Gas metana sendiri merupakan gas emisi rumah kaca yang 21 kali lebih berbahaya dari gas karbondioksida.
Gas-gas tersebut terbawa hingga atmosfer dan berpotensi merusak lapisan ozon. Padahal kita tahu bahwa lapisan ozon merupakan elemen penting penjaga stabilitas suhu Bumi.
Dari sinilah efek domino dari food waste mulai berdampak. Jika kita terus menerus membiarkan gas-gas metana perusak ozon, maka lama kelamaan akan menggerus lapisan ozon, maka bukan tak mungkin suhu Bumi akan naik.
Ketika stabilitas suhu Bumi terganggu, suhu Bumi naik, Bumi semakin panas, maka terjadilah pemanasan global atau global warming.
Akibat suhu Bumi yang semakin panas, lapisan es di Bumi (yang sebagian besar terletak di kutub) akan mencair dan mengakibatkan kenaikan permukaan air laut.
Cara Mengatasi
Lantas, bagaimana cara untuk mengatasi permasalahan ini?
Pertama, sebelum berbicara lebih jauh mengenai sistem pengelolaan sampah makanan.
Alangkah lebih baiknya jika kita sama-sama benar-benar menanamkan kesadaran penuh atau mindfullness dalam mengonsumsi makanan serta mempertimbangkan daya tahan makanan yang kita makan.
Sadar penuh dan peganglah kendali atas setiap makanan dan minuman yang masuk ke dalam tubuh kita.

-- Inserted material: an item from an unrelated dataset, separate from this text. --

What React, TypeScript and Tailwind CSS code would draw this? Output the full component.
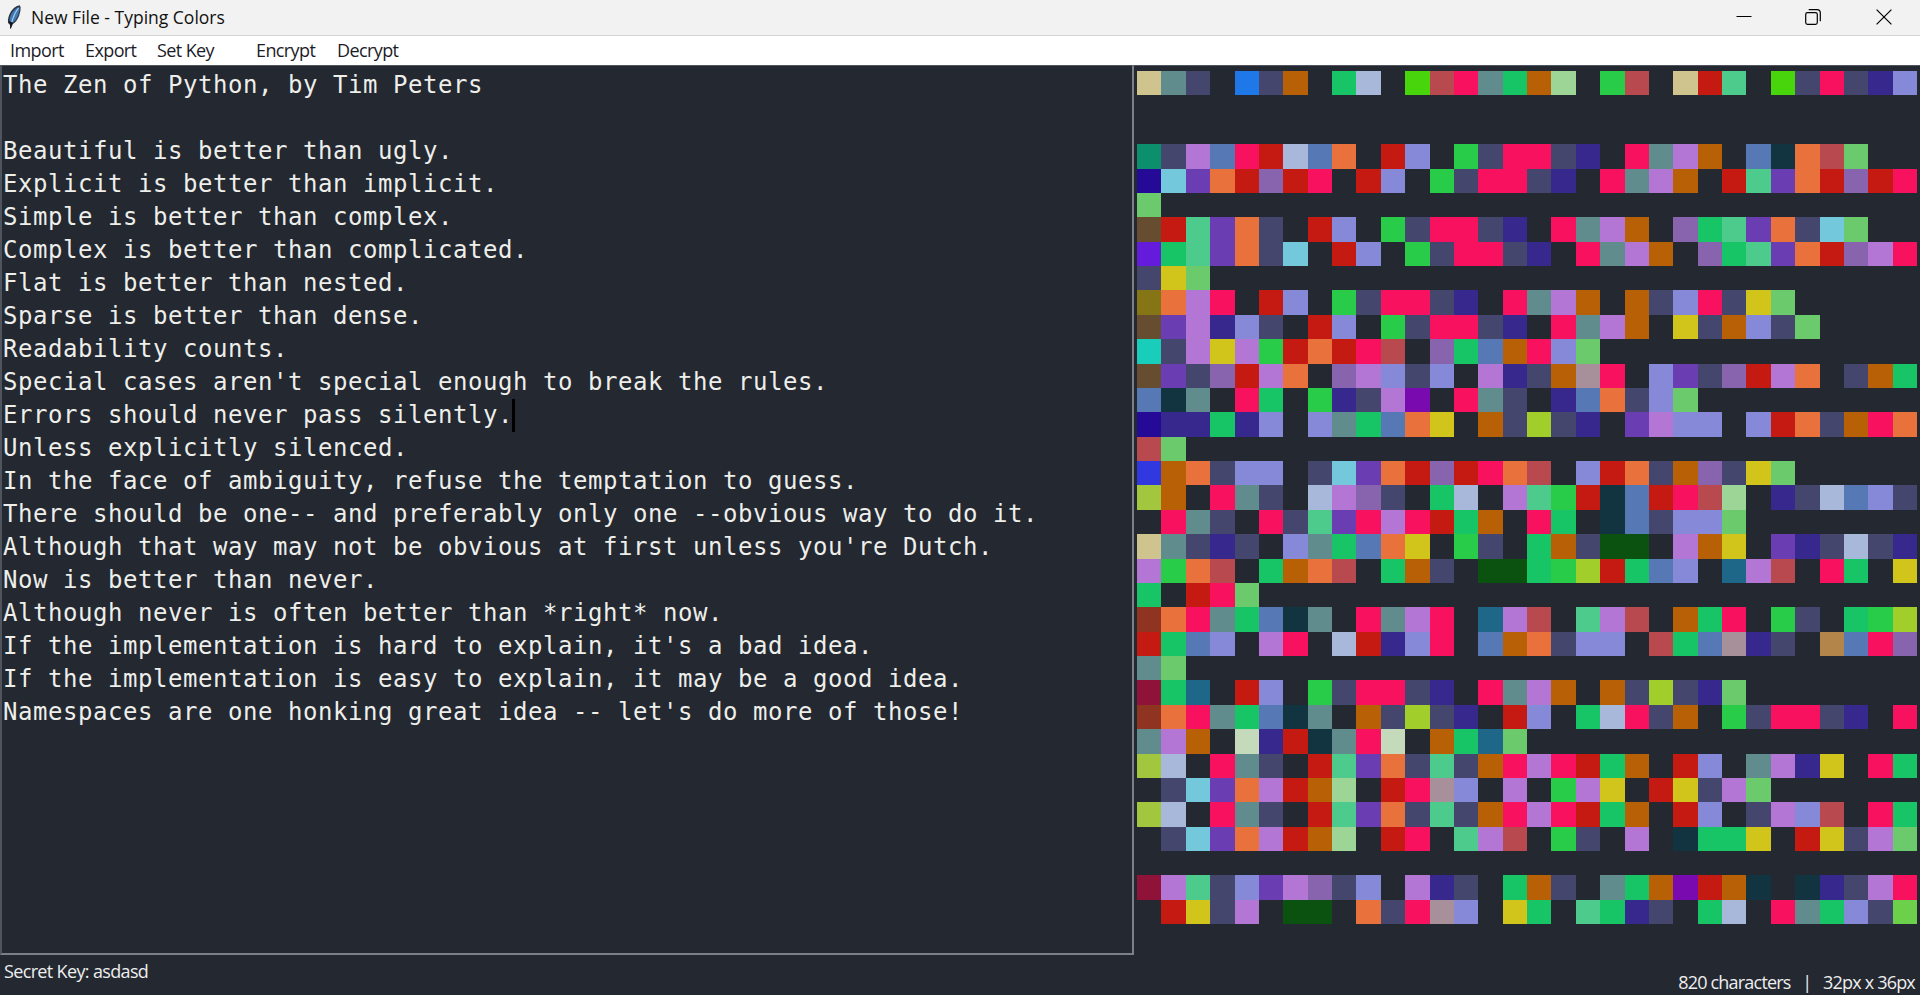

Kesadaran mengenai proses pembuatan makanan hingga makanan tersebut sampai kepada kita juga perlu menanamkannya.
Bahwa dalam tiap sesuap nasi yang kita lahap, terdapat perjuangan petani untuk menanamnya. Tak jarang dalam perjuangan itu menemui kegagalan panen.
Untuk padi sampai kepada ceruk-ceruk periuk nasi, terdapat jerih payah orang tua yang memperjuangkannya demi kenyangnya perut anak-anak mereka.
Sehingga dari kesadaran akan kompleksnya proses makanan itu sampai pada kita, muncul pula kesadaran untuk lebih menghargai setiap makanan yang sampai pada kita.
Harapannya, dari rasa penghargaan atas makanan tersebut dapat mencegah kita untuk menyisakan makanan.
Pentingnya Mengelola Kesadaraan
Jadi, sebelum membicarakan mengenai pengelolaan sampah makanan, yang harus kita lakukan lebih dulu adalah mengelola kesadaran kita akan pentingnya makan secara sadar sesuai kemampuan kita agar tidak menyisakan makanan yang terbuang percuma.
Saya percaya bahwa setiap hal besar berawal dari langkah-langkah kecil. Langkah kecil yang bisa kita mulai adalah dengan menumbuhkan kesadaran penuh untuk lebih menghargai makanan.
Mari kita dukung kampanye zero food waste bersama aktivis lingkungan lainnya. Menyambut cinta mereka, saling jatuh cinta dan merawat kelestarian Bumi bersama. Membangun kesadaran adalah awal dari perubahan.
Jadi, sudahkah Anda hadir utuh sadar penuh penuh dalam aktivitas makan Anda?